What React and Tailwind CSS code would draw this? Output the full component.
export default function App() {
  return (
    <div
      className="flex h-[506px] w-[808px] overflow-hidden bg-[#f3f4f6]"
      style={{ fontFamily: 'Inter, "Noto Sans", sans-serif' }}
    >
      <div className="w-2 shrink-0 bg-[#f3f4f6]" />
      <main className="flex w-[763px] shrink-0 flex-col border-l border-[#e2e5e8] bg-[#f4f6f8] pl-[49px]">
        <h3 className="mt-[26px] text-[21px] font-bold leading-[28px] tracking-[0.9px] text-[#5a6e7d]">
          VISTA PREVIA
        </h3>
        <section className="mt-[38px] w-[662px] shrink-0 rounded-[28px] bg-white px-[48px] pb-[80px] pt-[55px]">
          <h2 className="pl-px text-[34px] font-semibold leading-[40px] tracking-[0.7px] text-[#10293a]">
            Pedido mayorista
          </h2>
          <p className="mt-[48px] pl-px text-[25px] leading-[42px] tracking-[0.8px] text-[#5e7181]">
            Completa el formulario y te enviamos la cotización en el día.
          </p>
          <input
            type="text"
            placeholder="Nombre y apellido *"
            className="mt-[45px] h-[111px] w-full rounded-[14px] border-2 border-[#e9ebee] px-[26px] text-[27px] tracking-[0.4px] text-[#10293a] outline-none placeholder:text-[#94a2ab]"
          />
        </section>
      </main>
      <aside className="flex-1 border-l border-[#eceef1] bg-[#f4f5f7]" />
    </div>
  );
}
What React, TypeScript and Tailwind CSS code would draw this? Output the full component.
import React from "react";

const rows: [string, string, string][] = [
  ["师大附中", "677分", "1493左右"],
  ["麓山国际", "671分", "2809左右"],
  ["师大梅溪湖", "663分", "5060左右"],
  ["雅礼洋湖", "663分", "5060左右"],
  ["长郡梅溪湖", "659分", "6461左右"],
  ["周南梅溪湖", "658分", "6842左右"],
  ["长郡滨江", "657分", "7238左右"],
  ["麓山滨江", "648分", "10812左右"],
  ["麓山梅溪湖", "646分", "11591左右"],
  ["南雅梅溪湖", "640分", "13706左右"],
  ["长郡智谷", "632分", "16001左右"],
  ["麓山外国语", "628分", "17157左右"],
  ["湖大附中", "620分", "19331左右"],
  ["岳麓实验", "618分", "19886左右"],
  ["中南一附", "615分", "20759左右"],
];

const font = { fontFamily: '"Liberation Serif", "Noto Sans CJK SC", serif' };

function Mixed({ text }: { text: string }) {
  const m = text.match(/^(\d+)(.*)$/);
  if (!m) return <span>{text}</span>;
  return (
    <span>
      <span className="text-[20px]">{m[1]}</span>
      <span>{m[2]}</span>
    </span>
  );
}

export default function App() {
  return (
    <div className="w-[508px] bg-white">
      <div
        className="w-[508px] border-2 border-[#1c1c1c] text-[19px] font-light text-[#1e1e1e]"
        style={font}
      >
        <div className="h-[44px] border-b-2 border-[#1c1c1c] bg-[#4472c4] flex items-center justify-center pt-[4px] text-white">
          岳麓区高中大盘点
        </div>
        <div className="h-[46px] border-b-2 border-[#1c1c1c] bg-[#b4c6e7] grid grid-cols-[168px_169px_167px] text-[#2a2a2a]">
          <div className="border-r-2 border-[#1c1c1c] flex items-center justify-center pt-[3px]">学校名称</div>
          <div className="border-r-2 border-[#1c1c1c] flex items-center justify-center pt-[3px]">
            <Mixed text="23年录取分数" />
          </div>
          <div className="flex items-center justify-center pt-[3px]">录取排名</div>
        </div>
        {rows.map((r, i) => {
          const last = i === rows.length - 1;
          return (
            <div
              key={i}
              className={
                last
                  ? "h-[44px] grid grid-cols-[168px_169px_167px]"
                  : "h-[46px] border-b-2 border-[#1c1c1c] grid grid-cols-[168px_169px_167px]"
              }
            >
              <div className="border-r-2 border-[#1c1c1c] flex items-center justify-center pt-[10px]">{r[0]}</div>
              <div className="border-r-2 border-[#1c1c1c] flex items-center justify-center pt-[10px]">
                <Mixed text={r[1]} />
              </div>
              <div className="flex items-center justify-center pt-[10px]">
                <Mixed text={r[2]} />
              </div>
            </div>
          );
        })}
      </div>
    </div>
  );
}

» TASK STATEMENT:
Print exactly the run of lines that starts at the line with "What React, TypeScript" and ends at the line with "import React from". Leave out every other line.

» RESULT OF THIS TASK:
What React, TypeScript and Tailwind CSS code would draw this? Output the full component.
import React from "react";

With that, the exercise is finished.